■ Your instructions ■
Write out the listing below in full and exactly, leaving out every picture.

■ Dataset extract ■

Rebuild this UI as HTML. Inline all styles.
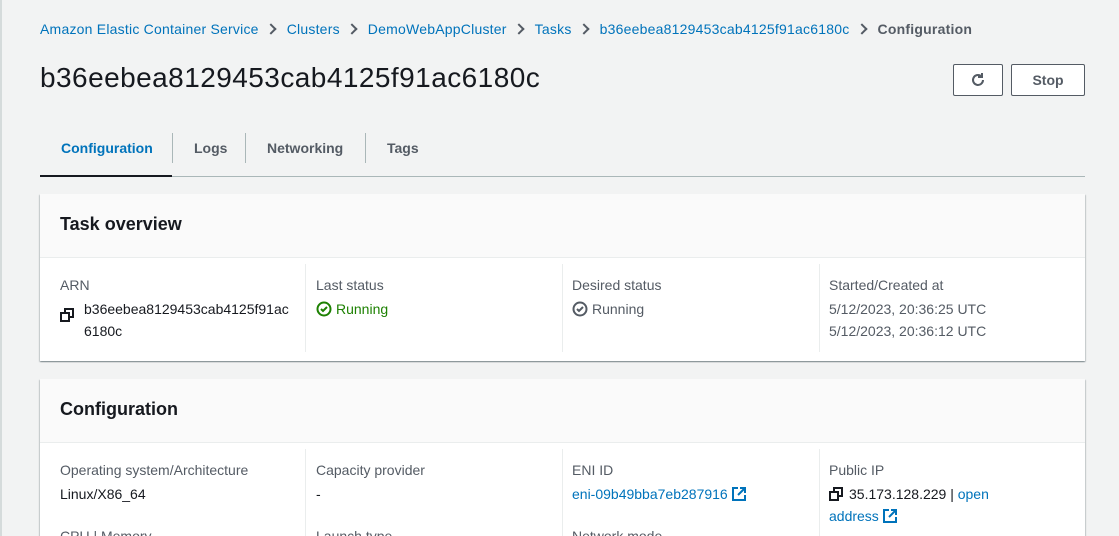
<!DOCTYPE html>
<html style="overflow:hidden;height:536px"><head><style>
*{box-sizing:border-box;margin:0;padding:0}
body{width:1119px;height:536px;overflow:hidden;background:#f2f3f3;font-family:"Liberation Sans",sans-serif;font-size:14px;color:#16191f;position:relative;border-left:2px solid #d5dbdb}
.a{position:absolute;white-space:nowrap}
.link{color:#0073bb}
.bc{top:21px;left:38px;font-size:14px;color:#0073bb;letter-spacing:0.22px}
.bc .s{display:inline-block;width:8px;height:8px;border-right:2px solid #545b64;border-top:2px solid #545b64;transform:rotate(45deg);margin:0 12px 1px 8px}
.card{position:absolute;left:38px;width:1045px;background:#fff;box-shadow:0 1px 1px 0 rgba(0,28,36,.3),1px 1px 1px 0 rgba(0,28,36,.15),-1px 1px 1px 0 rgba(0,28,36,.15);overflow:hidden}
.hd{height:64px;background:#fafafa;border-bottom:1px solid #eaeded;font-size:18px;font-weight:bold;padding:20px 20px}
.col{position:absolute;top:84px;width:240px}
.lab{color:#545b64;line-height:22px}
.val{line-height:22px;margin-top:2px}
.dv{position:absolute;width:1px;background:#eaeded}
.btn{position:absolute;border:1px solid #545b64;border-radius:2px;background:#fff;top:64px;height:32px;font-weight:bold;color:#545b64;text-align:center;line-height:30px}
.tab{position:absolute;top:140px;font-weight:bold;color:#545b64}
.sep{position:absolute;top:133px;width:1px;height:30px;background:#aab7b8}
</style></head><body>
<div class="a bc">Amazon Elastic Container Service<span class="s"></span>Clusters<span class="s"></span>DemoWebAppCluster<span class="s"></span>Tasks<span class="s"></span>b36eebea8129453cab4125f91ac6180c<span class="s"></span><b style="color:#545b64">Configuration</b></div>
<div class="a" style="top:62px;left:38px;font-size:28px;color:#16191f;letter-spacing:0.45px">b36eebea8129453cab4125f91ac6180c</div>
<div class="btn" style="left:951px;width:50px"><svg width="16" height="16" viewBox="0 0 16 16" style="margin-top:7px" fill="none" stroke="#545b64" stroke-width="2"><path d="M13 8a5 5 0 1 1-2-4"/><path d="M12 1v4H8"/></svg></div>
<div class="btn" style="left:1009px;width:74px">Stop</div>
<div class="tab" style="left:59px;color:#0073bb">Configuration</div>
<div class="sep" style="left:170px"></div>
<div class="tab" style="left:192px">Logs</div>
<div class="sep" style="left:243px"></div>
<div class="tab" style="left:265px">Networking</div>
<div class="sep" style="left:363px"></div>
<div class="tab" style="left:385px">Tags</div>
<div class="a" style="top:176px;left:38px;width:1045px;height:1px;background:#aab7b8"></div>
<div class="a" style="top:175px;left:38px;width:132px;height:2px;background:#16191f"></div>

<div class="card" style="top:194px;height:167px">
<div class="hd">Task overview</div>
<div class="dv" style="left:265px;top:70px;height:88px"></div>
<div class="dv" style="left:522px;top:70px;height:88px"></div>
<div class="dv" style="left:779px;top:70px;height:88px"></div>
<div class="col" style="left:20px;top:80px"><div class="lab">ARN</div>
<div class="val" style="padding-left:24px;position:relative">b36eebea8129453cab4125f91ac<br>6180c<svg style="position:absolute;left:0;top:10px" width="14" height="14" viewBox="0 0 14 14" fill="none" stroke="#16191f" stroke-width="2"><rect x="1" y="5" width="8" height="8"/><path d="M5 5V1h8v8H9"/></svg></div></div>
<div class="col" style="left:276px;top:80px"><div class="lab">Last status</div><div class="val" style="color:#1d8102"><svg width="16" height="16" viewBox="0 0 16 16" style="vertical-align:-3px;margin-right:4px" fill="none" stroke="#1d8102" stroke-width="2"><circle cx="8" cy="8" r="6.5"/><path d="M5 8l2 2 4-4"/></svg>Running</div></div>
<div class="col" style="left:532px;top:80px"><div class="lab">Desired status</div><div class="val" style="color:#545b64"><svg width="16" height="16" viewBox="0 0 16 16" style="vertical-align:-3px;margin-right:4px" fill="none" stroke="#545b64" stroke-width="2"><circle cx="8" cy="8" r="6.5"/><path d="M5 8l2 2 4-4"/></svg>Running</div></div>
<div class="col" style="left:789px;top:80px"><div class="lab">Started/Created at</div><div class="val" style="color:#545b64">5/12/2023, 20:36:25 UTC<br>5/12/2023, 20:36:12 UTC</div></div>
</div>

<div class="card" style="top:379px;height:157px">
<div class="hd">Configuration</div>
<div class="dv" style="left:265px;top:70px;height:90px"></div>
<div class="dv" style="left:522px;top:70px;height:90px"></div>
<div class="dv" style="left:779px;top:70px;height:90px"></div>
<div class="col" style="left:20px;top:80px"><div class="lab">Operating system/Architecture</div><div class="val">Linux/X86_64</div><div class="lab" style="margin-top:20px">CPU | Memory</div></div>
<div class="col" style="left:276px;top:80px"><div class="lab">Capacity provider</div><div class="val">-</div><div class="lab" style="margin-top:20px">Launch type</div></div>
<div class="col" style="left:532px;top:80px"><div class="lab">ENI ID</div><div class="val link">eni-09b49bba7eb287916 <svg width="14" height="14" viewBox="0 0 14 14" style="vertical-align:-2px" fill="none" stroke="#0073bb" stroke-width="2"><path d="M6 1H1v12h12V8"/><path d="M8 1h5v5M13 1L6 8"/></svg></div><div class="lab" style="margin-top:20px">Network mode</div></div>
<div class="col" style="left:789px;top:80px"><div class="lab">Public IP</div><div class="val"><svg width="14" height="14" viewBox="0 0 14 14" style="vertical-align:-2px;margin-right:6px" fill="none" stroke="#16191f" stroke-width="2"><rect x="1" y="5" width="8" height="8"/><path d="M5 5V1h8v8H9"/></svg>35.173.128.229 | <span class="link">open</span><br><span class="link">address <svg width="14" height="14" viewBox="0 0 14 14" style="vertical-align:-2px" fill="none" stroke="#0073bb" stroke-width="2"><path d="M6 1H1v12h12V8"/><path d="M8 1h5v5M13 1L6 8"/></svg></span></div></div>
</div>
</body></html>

■ Response for this exercise ■
Rebuild this UI as HTML. Inline all styles.
<!DOCTYPE html>
<html style="overflow:hidden;height:536px"><head><style>
*{box-sizing:border-box;margin:0;padding:0}
body{width:1119px;height:536px;overflow:hidden;background:#f2f3f3;font-family:"Liberation Sans",sans-serif;font-size:14px;color:#16191f;position:relative;border-left:2px solid #d5dbdb}
.a{position:absolute;white-space:nowrap}
.link{color:#0073bb}
.bc{top:21px;left:38px;font-size:14px;color:#0073bb;letter-spacing:0.22px}
.bc .s{display:inline-block;width:8px;height:8px;border-right:2px solid #545b64;border-top:2px solid #545b64;transform:rotate(45deg);margin:0 12px 1px 8px}
.card{position:absolute;left:38px;width:1045px;background:#fff;box-shadow:0 1px 1px 0 rgba(0,28,36,.3),1px 1px 1px 0 rgba(0,28,36,.15),-1px 1px 1px 0 rgba(0,28,36,.15);overflow:hidden}
.hd{height:64px;background:#fafafa;border-bottom:1px solid #eaeded;font-size:18px;font-weight:bold;padding:20px 20px}
.col{position:absolute;top:84px;width:240px}
.lab{color:#545b64;line-height:22px}
.val{line-height:22px;margin-top:2px}
.dv{position:absolute;width:1px;background:#eaeded}
.btn{position:absolute;border:1px solid #545b64;border-radius:2px;background:#fff;top:64px;height:32px;font-weight:bold;color:#545b64;text-align:center;line-height:30px}
.tab{position:absolute;top:140px;font-weight:bold;color:#545b64}
.sep{position:absolute;top:133px;width:1px;height:30px;background:#aab7b8}
</style></head><body>
<div class="a bc">Amazon Elastic Container Service<span class="s"></span>Clusters<span class="s"></span>DemoWebAppCluster<span class="s"></span>Tasks<span class="s"></span>b36eebea8129453cab4125f91ac6180c<span class="s"></span><b style="color:#545b64">Configuration</b></div>
<div class="a" style="top:62px;left:38px;font-size:28px;color:#16191f;letter-spacing:0.45px">b36eebea8129453cab4125f91ac6180c</div>
<div class="btn" style="left:951px;width:50px"><svg width="16" height="16" viewBox="0 0 16 16" style="margin-top:7px" fill="none" stroke="#545b64" stroke-width="2"><path d="M13 8a5 5 0 1 1-2-4"/><path d="M12 1v4H8"/></svg></div>
<div class="btn" style="left:1009px;width:74px">Stop</div>
<div class="tab" style="left:59px;color:#0073bb">Configuration</div>
<div class="sep" style="left:170px"></div>
<div class="tab" style="left:192px">Logs</div>
<div class="sep" style="left:243px"></div>
<div class="tab" style="left:265px">Networking</div>
<div class="sep" style="left:363px"></div>
<div class="tab" style="left:385px">Tags</div>
<div class="a" style="top:176px;left:38px;width:1045px;height:1px;background:#aab7b8"></div>
<div class="a" style="top:175px;left:38px;width:132px;height:2px;background:#16191f"></div>

<div class="card" style="top:194px;height:167px">
<div class="hd">Task overview</div>
<div class="dv" style="left:265px;top:70px;height:88px"></div>
<div class="dv" style="left:522px;top:70px;height:88px"></div>
<div class="dv" style="left:779px;top:70px;height:88px"></div>
<div class="col" style="left:20px;top:80px"><div class="lab">ARN</div>
<div class="val" style="padding-left:24px;position:relative">b36eebea8129453cab4125f91ac<br>6180c<svg style="position:absolute;left:0;top:10px" width="14" height="14" viewBox="0 0 14 14" fill="none" stroke="#16191f" stroke-width="2"><rect x="1" y="5" width="8" height="8"/><path d="M5 5V1h8v8H9"/></svg></div></div>
<div class="col" style="left:276px;top:80px"><div class="lab">Last status</div><div class="val" style="color:#1d8102"><svg width="16" height="16" viewBox="0 0 16 16" style="vertical-align:-3px;margin-right:4px" fill="none" stroke="#1d8102" stroke-width="2"><circle cx="8" cy="8" r="6.5"/><path d="M5 8l2 2 4-4"/></svg>Running</div></div>
<div class="col" style="left:532px;top:80px"><div class="lab">Desired status</div><div class="val" style="color:#545b64"><svg width="16" height="16" viewBox="0 0 16 16" style="vertical-align:-3px;margin-right:4px" fill="none" stroke="#545b64" stroke-width="2"><circle cx="8" cy="8" r="6.5"/><path d="M5 8l2 2 4-4"/></svg>Running</div></div>
<div class="col" style="left:789px;top:80px"><div class="lab">Started/Created at</div><div class="val" style="color:#545b64">5/12/2023, 20:36:25 UTC<br>5/12/2023, 20:36:12 UTC</div></div>
</div>

<div class="card" style="top:379px;height:157px">
<div class="hd">Configuration</div>
<div class="dv" style="left:265px;top:70px;height:90px"></div>
<div class="dv" style="left:522px;top:70px;height:90px"></div>
<div class="dv" style="left:779px;top:70px;height:90px"></div>
<div class="col" style="left:20px;top:80px"><div class="lab">Operating system/Architecture</div><div class="val">Linux/X86_64</div><div class="lab" style="margin-top:20px">CPU | Memory</div></div>
<div class="col" style="left:276px;top:80px"><div class="lab">Capacity provider</div><div class="val">-</div><div class="lab" style="margin-top:20px">Launch type</div></div>
<div class="col" style="left:532px;top:80px"><div class="lab">ENI ID</div><div class="val link">eni-09b49bba7eb287916 <svg width="14" height="14" viewBox="0 0 14 14" style="vertical-align:-2px" fill="none" stroke="#0073bb" stroke-width="2"><path d="M6 1H1v12h12V8"/><path d="M8 1h5v5M13 1L6 8"/></svg></div><div class="lab" style="margin-top:20px">Network mode</div></div>
<div class="col" style="left:789px;top:80px"><div class="lab">Public IP</div><div class="val"><svg width="14" height="14" viewBox="0 0 14 14" style="vertical-align:-2px;margin-right:6px" fill="none" stroke="#16191f" stroke-width="2"><rect x="1" y="5" width="8" height="8"/><path d="M5 5V1h8v8H9"/></svg>35.173.128.229 | <span class="link">open</span><br><span class="link">address <svg width="14" height="14" viewBox="0 0 14 14" style="vertical-align:-2px" fill="none" stroke="#0073bb" stroke-width="2"><path d="M6 1H1v12h12V8"/><path d="M8 1h5v5M13 1L6 8"/></svg></span></div></div>
</div>
</body></html>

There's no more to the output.